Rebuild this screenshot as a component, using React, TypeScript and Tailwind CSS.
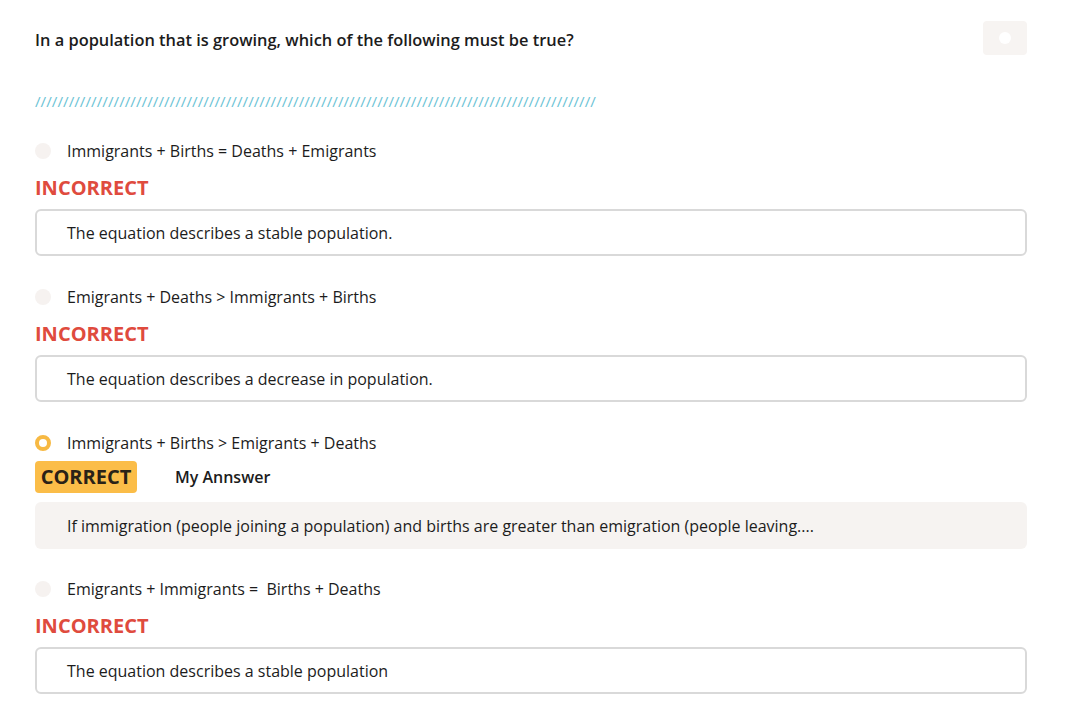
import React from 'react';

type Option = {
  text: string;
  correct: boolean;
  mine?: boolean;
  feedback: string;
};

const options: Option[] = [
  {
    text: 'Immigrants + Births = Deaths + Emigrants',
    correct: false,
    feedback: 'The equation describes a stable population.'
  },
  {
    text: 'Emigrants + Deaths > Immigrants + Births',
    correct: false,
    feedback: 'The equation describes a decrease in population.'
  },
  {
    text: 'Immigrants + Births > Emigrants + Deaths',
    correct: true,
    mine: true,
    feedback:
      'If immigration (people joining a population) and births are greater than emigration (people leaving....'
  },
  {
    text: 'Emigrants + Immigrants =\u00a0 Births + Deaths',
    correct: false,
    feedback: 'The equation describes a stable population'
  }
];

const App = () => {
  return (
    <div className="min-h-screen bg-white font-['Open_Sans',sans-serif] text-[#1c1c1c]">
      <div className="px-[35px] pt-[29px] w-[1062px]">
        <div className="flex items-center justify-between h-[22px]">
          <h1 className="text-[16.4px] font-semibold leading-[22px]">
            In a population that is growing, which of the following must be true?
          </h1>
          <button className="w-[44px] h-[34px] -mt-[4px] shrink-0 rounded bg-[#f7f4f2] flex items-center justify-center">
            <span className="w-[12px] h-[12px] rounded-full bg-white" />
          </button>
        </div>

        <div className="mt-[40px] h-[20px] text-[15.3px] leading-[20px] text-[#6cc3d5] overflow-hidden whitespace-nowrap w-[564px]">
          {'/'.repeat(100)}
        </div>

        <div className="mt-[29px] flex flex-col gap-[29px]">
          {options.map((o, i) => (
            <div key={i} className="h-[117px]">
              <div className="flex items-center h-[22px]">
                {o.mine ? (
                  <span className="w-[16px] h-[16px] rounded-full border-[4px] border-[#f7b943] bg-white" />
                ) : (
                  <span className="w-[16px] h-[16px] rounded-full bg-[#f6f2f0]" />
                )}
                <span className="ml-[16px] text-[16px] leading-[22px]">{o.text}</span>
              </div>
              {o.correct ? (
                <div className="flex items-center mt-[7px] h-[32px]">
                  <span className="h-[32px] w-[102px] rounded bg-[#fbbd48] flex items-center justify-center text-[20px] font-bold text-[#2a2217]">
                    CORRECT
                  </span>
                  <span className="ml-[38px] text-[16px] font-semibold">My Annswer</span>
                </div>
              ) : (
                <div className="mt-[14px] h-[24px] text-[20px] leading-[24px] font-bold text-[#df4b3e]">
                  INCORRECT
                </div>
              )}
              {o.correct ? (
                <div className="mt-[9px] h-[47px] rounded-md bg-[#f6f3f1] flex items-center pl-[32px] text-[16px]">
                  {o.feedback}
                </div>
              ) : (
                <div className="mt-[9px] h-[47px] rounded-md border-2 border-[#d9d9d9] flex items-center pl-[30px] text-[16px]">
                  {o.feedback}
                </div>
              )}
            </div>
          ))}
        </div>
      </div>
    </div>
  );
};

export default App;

### PROBLEM
Filter lines by "React" and return each hit.

### ANSWER TO THE EXERCISE
Rebuild this screenshot as a component, using React, TypeScript and Tailwind CSS.
import React from 'react';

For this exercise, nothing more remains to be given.